What to do. Check the listing below for lines with the word "styles" and say how many there are, with nothing but the number.

Items.
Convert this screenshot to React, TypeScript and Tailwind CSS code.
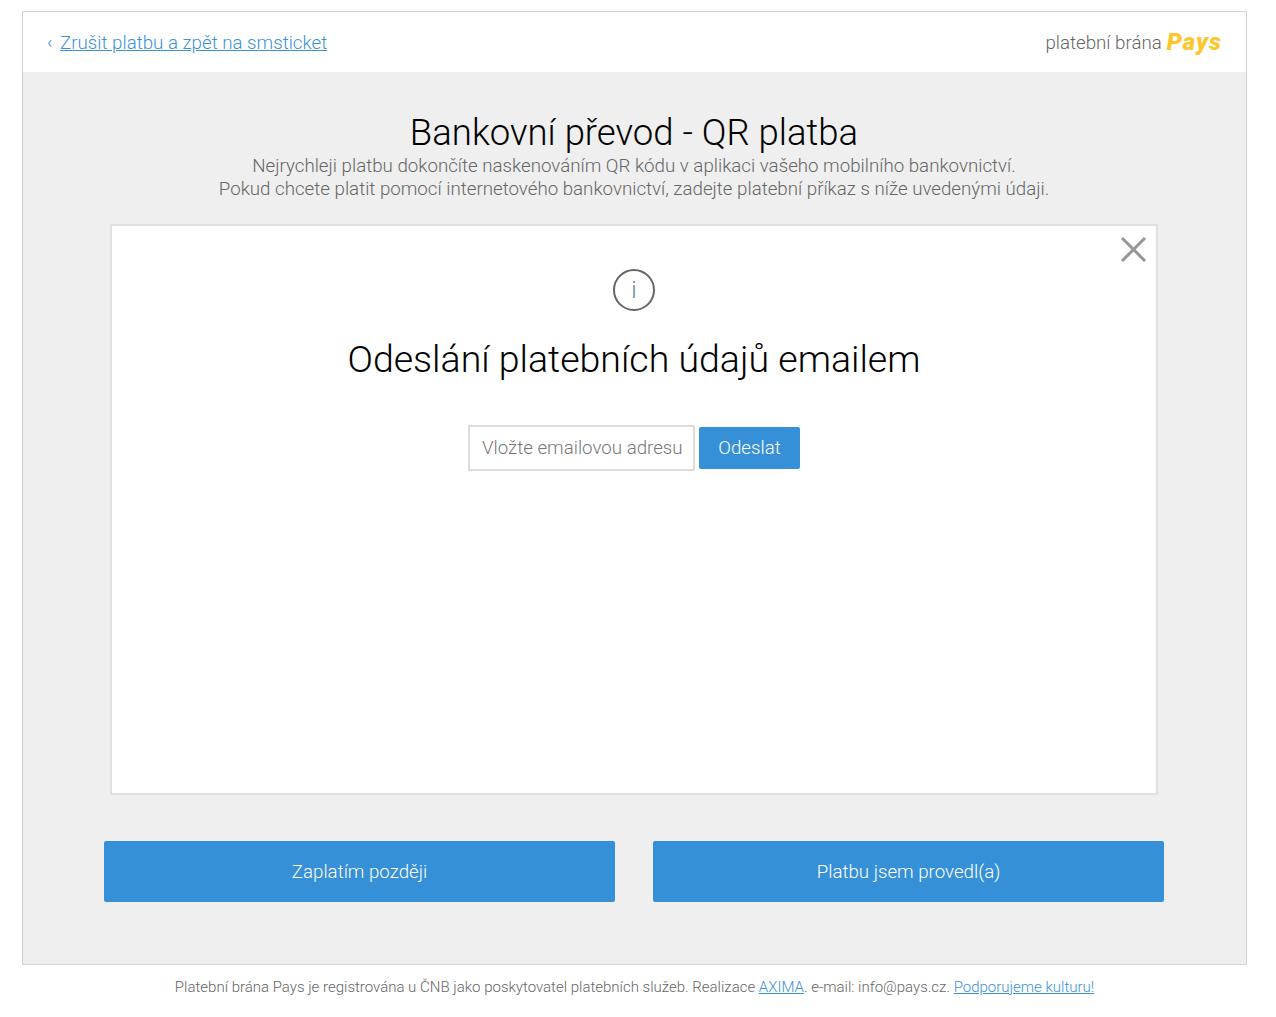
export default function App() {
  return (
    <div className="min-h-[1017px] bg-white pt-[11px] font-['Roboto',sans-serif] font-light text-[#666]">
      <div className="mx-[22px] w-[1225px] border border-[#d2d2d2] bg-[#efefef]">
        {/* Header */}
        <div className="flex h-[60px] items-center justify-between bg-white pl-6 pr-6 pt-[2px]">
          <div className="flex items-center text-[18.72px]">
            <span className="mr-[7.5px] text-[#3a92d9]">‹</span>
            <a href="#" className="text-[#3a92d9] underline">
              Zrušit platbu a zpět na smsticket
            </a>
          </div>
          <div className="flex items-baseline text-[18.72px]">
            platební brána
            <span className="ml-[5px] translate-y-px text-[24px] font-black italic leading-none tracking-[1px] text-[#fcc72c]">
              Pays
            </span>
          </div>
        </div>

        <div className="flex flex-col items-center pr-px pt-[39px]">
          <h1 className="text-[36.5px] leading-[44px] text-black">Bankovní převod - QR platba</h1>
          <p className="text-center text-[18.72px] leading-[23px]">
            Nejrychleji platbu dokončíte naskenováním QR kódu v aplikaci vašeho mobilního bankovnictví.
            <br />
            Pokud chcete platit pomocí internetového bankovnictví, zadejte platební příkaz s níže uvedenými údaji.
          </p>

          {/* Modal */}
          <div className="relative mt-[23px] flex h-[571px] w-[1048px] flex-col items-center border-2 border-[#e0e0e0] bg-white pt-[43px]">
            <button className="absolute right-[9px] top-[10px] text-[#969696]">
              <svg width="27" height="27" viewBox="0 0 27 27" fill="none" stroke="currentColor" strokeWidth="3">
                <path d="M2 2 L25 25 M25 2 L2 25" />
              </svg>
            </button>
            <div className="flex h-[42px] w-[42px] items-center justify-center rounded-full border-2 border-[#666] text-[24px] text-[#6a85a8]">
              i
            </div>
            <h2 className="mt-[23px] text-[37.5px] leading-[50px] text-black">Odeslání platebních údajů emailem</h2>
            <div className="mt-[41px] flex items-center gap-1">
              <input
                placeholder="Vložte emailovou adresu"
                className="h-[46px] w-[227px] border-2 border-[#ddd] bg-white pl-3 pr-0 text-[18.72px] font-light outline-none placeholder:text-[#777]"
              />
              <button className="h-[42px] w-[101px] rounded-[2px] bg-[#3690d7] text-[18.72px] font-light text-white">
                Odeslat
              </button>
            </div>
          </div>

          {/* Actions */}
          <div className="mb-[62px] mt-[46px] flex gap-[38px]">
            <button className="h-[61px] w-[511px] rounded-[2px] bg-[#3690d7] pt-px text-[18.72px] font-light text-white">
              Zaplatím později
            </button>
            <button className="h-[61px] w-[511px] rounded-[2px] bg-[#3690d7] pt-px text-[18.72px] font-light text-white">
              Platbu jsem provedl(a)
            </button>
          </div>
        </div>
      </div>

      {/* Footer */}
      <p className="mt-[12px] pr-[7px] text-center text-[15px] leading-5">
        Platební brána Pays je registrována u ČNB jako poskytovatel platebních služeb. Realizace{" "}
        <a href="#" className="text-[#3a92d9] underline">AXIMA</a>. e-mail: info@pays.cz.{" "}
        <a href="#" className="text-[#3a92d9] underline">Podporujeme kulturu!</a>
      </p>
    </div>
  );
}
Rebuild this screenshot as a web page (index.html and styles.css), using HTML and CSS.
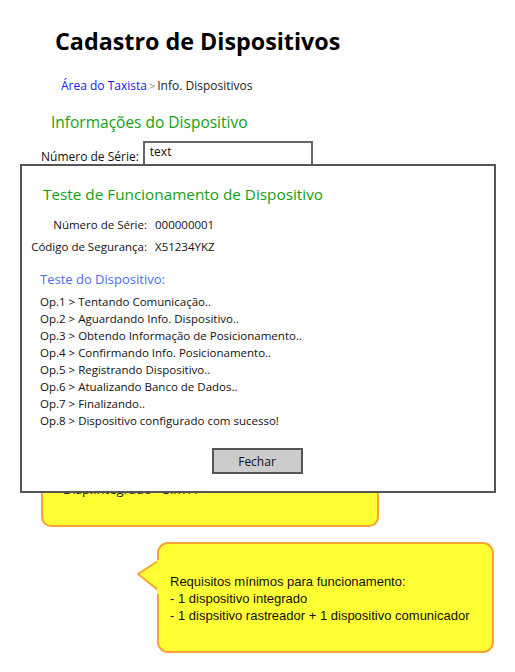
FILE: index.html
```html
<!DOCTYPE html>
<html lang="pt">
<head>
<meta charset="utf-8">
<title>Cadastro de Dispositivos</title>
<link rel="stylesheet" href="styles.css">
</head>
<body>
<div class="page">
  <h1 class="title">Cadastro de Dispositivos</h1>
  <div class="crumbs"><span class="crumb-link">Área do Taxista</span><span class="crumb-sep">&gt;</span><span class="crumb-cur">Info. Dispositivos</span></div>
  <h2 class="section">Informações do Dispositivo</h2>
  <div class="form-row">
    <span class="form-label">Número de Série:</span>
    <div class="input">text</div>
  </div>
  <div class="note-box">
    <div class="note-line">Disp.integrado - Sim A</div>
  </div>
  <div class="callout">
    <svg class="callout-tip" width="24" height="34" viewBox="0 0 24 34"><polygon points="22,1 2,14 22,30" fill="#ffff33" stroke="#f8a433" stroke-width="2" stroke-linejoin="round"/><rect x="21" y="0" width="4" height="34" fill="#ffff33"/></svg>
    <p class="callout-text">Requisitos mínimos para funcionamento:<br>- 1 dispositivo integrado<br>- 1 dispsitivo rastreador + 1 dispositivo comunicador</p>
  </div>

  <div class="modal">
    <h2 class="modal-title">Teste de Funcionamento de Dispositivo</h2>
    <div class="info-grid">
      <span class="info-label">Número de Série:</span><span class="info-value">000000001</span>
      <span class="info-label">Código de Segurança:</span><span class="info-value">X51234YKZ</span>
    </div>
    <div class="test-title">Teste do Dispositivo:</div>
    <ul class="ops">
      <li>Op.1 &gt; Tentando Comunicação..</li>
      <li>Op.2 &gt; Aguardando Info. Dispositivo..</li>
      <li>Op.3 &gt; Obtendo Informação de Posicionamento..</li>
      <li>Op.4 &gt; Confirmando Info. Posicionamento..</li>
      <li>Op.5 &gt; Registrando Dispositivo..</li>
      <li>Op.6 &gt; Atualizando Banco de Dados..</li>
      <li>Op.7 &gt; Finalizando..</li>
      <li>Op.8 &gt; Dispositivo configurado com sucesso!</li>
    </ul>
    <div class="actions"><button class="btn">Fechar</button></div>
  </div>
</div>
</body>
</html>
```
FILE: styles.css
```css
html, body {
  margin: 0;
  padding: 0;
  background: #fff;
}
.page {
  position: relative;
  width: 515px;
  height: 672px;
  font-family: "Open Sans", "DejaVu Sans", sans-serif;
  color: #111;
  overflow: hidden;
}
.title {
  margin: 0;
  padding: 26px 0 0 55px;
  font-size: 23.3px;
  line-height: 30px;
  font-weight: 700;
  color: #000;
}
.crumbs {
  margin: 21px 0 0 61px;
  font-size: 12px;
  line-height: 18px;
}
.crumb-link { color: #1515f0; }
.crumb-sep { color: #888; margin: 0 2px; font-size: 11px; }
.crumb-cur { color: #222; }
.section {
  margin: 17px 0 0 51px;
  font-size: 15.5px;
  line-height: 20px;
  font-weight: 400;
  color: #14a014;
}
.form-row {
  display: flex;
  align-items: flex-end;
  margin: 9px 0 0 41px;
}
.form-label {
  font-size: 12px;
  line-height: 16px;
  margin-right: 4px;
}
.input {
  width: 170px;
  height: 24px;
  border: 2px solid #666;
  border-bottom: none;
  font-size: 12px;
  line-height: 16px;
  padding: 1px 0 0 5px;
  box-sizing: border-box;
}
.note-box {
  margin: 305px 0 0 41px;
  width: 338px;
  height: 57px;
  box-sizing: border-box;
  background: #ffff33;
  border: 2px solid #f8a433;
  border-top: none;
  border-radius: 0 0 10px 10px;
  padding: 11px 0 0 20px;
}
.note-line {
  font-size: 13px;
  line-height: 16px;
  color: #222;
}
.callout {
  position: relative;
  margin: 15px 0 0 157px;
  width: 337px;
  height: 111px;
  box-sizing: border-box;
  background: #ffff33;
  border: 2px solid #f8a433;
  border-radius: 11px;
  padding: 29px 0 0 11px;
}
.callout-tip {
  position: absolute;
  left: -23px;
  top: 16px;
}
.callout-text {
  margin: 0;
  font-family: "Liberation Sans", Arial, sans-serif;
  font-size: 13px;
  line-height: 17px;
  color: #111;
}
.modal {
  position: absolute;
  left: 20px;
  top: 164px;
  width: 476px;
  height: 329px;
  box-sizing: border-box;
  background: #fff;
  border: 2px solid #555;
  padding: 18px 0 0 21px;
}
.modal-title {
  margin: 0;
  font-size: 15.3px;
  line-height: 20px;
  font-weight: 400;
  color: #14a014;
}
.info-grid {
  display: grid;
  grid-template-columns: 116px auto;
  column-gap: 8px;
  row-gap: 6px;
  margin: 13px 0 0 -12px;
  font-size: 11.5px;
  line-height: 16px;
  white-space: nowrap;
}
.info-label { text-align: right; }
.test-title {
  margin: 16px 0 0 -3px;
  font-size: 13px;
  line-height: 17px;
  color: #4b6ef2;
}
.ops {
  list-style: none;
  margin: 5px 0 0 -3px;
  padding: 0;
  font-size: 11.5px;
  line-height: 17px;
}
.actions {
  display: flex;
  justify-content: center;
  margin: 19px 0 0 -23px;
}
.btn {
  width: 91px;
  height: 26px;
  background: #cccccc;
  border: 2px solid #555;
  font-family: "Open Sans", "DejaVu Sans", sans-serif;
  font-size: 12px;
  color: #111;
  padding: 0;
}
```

...

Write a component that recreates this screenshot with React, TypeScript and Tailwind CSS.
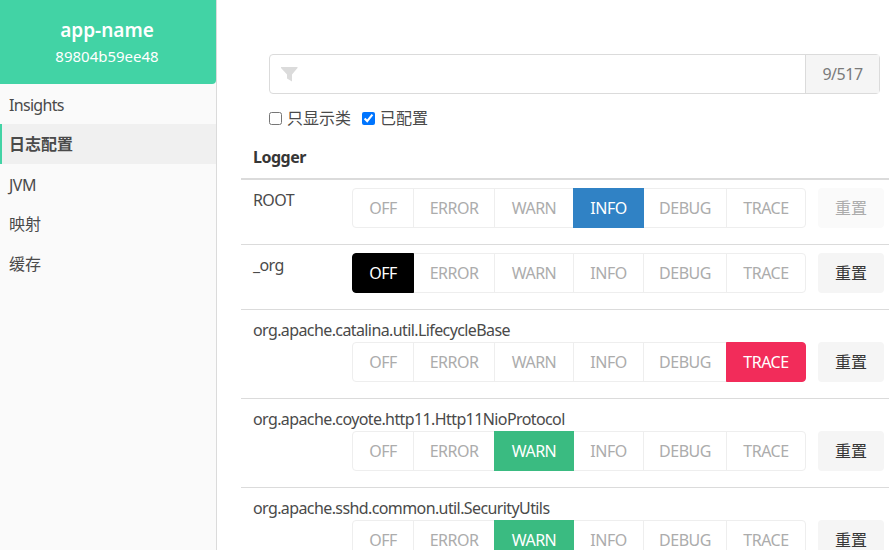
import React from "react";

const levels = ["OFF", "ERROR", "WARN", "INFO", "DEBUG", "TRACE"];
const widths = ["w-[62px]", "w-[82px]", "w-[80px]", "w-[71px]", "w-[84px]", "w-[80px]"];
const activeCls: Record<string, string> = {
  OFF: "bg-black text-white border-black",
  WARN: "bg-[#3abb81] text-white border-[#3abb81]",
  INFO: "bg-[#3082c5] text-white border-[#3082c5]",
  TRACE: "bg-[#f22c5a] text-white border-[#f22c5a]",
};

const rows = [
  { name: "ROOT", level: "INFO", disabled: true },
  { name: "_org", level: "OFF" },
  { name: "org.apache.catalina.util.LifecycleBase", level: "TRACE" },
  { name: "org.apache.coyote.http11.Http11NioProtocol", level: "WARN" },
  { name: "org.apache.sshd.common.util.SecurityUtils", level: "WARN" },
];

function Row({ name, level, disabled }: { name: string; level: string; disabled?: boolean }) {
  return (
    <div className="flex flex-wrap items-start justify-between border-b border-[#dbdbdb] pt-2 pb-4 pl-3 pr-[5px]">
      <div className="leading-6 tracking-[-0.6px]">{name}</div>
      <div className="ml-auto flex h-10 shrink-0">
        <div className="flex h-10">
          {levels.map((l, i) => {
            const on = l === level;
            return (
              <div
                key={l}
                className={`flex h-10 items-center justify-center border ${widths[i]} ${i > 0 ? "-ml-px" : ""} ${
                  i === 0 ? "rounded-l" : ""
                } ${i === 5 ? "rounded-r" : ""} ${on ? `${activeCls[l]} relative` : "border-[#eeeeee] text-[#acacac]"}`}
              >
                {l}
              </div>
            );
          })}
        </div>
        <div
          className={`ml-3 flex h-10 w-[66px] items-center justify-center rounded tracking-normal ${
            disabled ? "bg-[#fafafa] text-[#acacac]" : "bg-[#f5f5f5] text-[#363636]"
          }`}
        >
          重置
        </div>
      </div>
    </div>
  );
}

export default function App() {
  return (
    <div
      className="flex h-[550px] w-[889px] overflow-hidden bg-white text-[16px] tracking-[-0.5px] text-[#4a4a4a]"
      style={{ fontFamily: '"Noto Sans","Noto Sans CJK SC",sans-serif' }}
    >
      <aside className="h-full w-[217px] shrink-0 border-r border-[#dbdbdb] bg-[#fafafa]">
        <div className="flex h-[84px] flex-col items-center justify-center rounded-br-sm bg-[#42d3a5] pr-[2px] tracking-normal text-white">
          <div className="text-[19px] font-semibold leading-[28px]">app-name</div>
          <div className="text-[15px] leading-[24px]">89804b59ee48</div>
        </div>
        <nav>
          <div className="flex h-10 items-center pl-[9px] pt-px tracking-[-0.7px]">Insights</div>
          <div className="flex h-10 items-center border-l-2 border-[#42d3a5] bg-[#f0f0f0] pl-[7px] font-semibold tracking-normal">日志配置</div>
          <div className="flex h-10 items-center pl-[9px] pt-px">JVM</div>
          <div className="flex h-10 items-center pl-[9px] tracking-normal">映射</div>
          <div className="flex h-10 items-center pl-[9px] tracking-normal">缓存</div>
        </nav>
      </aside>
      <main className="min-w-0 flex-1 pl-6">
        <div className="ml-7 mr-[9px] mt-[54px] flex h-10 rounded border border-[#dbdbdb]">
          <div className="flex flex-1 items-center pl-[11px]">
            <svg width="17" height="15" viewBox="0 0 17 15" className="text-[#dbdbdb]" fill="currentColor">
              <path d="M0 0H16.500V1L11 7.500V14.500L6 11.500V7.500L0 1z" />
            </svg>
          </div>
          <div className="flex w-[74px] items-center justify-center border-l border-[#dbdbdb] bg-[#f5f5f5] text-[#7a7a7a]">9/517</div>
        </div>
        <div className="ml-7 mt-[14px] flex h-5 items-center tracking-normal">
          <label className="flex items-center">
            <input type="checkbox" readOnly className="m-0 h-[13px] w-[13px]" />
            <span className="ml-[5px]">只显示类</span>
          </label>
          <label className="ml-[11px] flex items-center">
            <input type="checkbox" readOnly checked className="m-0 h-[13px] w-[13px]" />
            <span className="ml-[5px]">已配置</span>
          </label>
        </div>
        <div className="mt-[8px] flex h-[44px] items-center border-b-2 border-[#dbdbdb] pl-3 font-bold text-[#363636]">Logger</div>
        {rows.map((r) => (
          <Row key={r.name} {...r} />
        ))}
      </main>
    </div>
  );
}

Written response. 3